Although now this historical market has now been merged with the Lahore museum, the beauty and glamour of this place is still unmatched with any other place in the city. This is the everlasting symbol of the hearty and courageous people of Lahore who never stop to shop come what may. Built by the British, originally it was only an indoor market, but over the years the expanding shops and the ever increasing number of thelley in and around the market have made it a more open place. It will perhaps be of pleasant information to you that many buddin gstartuos, especially food and organic food related, take their start from holding an exhibition in this very market. You can get literally everything you may need from this market, including your choice of birds and pets.
This is the place to go to when you wish to take a break from the nonstop hustle bustle of the city. This is most likely the only remaining garden from the Mughal dynasty, and remains the beloved location of those who romance the grandiose of history. It is also included in UNESCO’s World Heritage Sites, and for good reason. The waterfalls, large ornamental ponds and the terraces with lodges built around the place have no parallel in the world. Shalamar gardens have undergone several renovations over the years, but they have been preserved as close to the original form as possible. If you are familiar with the Mughal Empire, you might also be able to breathe in the fragrances of the flowers that have bloomed this garden for decades.

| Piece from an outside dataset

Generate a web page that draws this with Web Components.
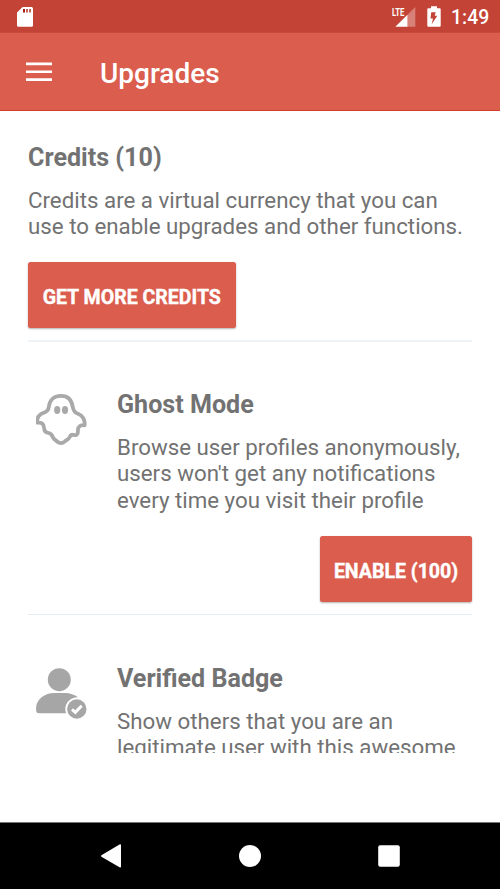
<!DOCTYPE html>
<html lang="en">
<head>
<meta charset="utf-8">
<title>Upgrades</title>
<style>
html,body{margin:0;height:100%;background:#fff}
body{font-family:Roboto,sans-serif;color:#727272;overflow:hidden}
</style>
</head>
<body>
<upgrades-screen></upgrades-screen>
<script>
const define = (name, html) => customElements.define(name, class extends HTMLElement {
  constructor() {
    super();
    const t = document.createElement('template');
    t.innerHTML = html;
    this.attachShadow({mode: 'open'}).append(t.content.cloneNode(true));
  }
});

define('status-bar', `
<style>
:host{display:flex;align-items:center;box-sizing:border-box;height:33px;padding:0 11px 0 17px;background:#c34436;color:#fff;border-bottom:1px solid #c84a3b}
svg{display:block;flex:none}
.space{flex:1}
.clock{font-size:19.4px;font-weight:500;line-height:24px;margin:3px 0 0 10px;width:38px;white-space:nowrap}
.net{display:flex;position:relative;width:26px;height:33px;margin-right:10px}
.lte{position:absolute;left:.5px;top:6px;font-size:11.500px;line-height:12px;font-weight:700;transform:scaleX(.67);transform-origin:0 0}
</style>
<svg width="16" height="33" viewBox="0 0 16 33"><path fill="#fff" d="M5.6 7H14.5Q16 7 16 8.500V25.300Q16 26.800 14.500 26.800H1.500Q0 26.800 0 25.300V12.600Z"/><path fill="#a81c10" d="M6 9h2v3.500H6z"/><path fill="#c8665b" d="M9 9h2v3.500H9zM12 9h2v3.500h-2z"/></svg>
<div class="space"></div>
<div class="net"><svg width="26" height="33" viewBox="0 0 26 33"><path fill="#d88178" d="M24.300 7V26.800H16.500V14.700Z"/><path fill="#fff" d="M16.500 14.700V26.800H4.300Z"/></svg><span class="lte">LTE</span></div>
<svg width="14" height="33" viewBox="0 0 14 33"><path fill="#fff" d="M4 6.300H10V8.200H12.700Q13.700 8.200 13.700 9.200V25.800Q13.700 26.800 12.700 26.800H1.300Q.3 26.800 .3 25.800V9.200Q.3 8.200 1.300 8.200H4Z"/><path fill="#c34436" d="M4.200 12.200H8.700L7.700 15.700H10.300L4.700 24.300L6 18.500H3.500Z"/></svg>
<span class="clock">1:49</span>`);

define('app-bar', `
<style>
:host{display:flex;align-items:center;box-sizing:border-box;height:78px;padding:0 26px;background:#da5d4d;color:#fff;border-bottom:1px solid #d33f29}
svg{display:block}
.title{font-size:28px;font-weight:500;line-height:34px;margin:5px 0 0 48px}
</style>
<svg width="26" height="20" viewBox="0 0 26 20"><path fill="#fff" d="M0 .4H26V3.200H0zM0 8.400H26V11.100H0zM0 16.300H26V19.100H0z"/></svg>
<div class="title"><slot></slot></div>`);

define('action-button', `
<style>
:host{display:flex;align-items:center;justify-content:center;box-sizing:border-box;height:66px;padding-top:4px;border-radius:2.500px;background:#da5d4d;color:#fff;font-size:19.550px;font-weight:700;-webkit-text-stroke:.4px #fff;white-space:nowrap;box-shadow:0 1px 2px rgba(0,0,0,.3)}
</style><slot></slot>`);

define('copy-block', `
<style>
:host{display:block}
.title{font-size:25.100px;font-weight:700;line-height:30px}
.text{margin-top:14px;font-size:22.300px;line-height:26.400px;white-space:nowrap}
</style>
<div class="title"><slot name="title"></slot></div>
<div class="text"><slot></slot></div>`);

define('ghost-icon', `
<style>:host{display:block}svg{display:block}</style>
<svg width="52" height="52" viewBox="1 .5 52 52"><path fill="none" stroke="#a9a9a9" stroke-width="3.800" stroke-linejoin="round" d="M26 2.400C18.500 2.400 14.500 7 13.800 13.500C13.400 17.500 11 18.600 8.200 19.500C4 21 1.900 24.800 2.200 29.200C6.500 28.500 8.900 30.500 9.100 34.500C9.300 38 10.500 39.200 13 39.300C16 39.400 16.800 41 17.800 43.500C19 46.500 20.500 46.300 22 48C24.500 50.200 27.500 50.200 29.700 48C31.500 46 33.200 46.700 34.700 43.500C35.700 41.200 37 40.800 39.200 41.500C41.700 42.200 43.200 40.400 42.900 37C42.600 33.200 45.500 31.300 49.600 31.800C50.300 26.500 47.500 22 43.500 20.500C40.700 19.500 38.500 18 37.900 14C37 7.200 33.500 2.400 26 2.400Z"/><ellipse cx="22.200" cy="16.500" rx="3.100" ry="4" fill="#a9a9a9"/><ellipse cx="30" cy="16.500" rx="3.100" ry="4" fill="#a9a9a9"/></svg>`);

define('verified-icon', `
<style>:host{display:block}svg{display:block}</style>
<svg width="52" height="52" viewBox="0 0 52 52"><g fill="#a6a6a6"><circle cx="23.300" cy="11.700" r="11.500"/><path d="M.1 42V39.500C.5 31 9 24.900 18 24.900H29C34 24.900 38.500 26.500 42 29.200C35 29 29.300 34.500 29.300 41Q29.300 43.300 30.100 45.200H3Q.1 45.200 .1 42Z"/><circle cx="40.800" cy="41" r="9.700"/></g><path d="M36 41.300L39.300 44.300L45.700 37.700" fill="none" stroke="#fff" stroke-width="3"/></svg>`);

define('credits-section', `
<style>
:host{display:flex;flex-direction:column;align-items:flex-start;box-sizing:border-box;height:231px;padding-top:31.500px;border-bottom:2px solid #eef3f8}
action-button{width:207.500px;margin-top:22.700px}
</style>
<copy-block><span slot="title">Credits (10)</span>Credits are a virtual currency that you can<br>use to enable upgrades and other functions.</copy-block>
<action-button>GET MORE CREDITS</action-button>`);

define('upgrade-item', `
<style>
:host{display:grid;grid-template-columns:52px 1fr;column-gap:29px;grid-template-rows:auto 1fr;box-sizing:border-box;height:273px;padding:48px 0 0 8px;border-bottom:1px solid #e3ebf3}
.icon{padding-top:4px}
.action{grid-column:1/3;justify-self:end;padding-top:23px}
</style>
<div class="icon"><slot name="icon"></slot></div>
<copy-block><slot name="title" slot="title"></slot><slot></slot></copy-block>
<div class="action"><slot name="action"></slot></div>`);

define('nav-bar', `
<style>
:host{display:flex;align-items:center;justify-content:space-between;box-sizing:border-box;height:66px;padding:0 100px 0 101px;background:#000}
svg{display:block}
</style>
<svg width="21" height="24" viewBox="0 0 21 24"><path fill="#fff" d="M18.500 .5Q20 -.3 20 1.300V22.600Q20 24.200 18.500 23.300L.8 13.100Q-.8 12 .8 11Z"/></svg>
<svg width="23" height="24" viewBox="0 0 23 24"><circle cx="11" cy="12" r="11" fill="#fff"/></svg>
<svg width="22" height="22" viewBox="0 0 22 22"><rect x=".2" y=".3" width="21.600" height="21.500" rx="2" fill="#fff"/></svg>`);

define('upgrades-screen', `
<style>
:host{display:flex;flex-direction:column;height:889px;width:500px;overflow:hidden}
main{height:642px;overflow:hidden;padding:0 28px}
.gap{flex:1;box-sizing:border-box;border-bottom:1px solid #777}
.enable{width:152px}
.last{padding-top:48.700px}
</style>
<status-bar></status-bar>
<app-bar>Upgrades</app-bar>
<main>
<credits-section></credits-section>
<upgrade-item><ghost-icon slot="icon"></ghost-icon><span slot="title">Ghost Mode</span>Browse user profiles anonymously,<br>users won't get any notifications<br>every time you visit their profile<action-button class="enable" slot="action">ENABLE (100)</action-button></upgrade-item>
<upgrade-item class="last"><verified-icon slot="icon"></verified-icon><span slot="title">Verified Badge</span>Show others that you are an<br>legitimate user with this awesome</upgrade-item>
</main>
<div class="gap"></div>
<nav-bar></nav-bar>`);
</script>
</body>
</html>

If you are a fan of art and have heard about Abdur Rahman Chughtai, then this will be heaven on earth for you. He died in 1975, the same year this museum was opened to serve as a temporary exhibition of his art. However, the collection of this museum never stopped growing, just like its popularity among those who love and appreciate art. Known for his unique pencil sketches, etchings and more than anything water color paintings, Chughtai and Chughtai Museum continue to be an inspiration for students and art enthusiasts alike. You might also be unaware of the fact that Abdur Rahman Chughtai also designed many postage stamps and coins of Pakistan.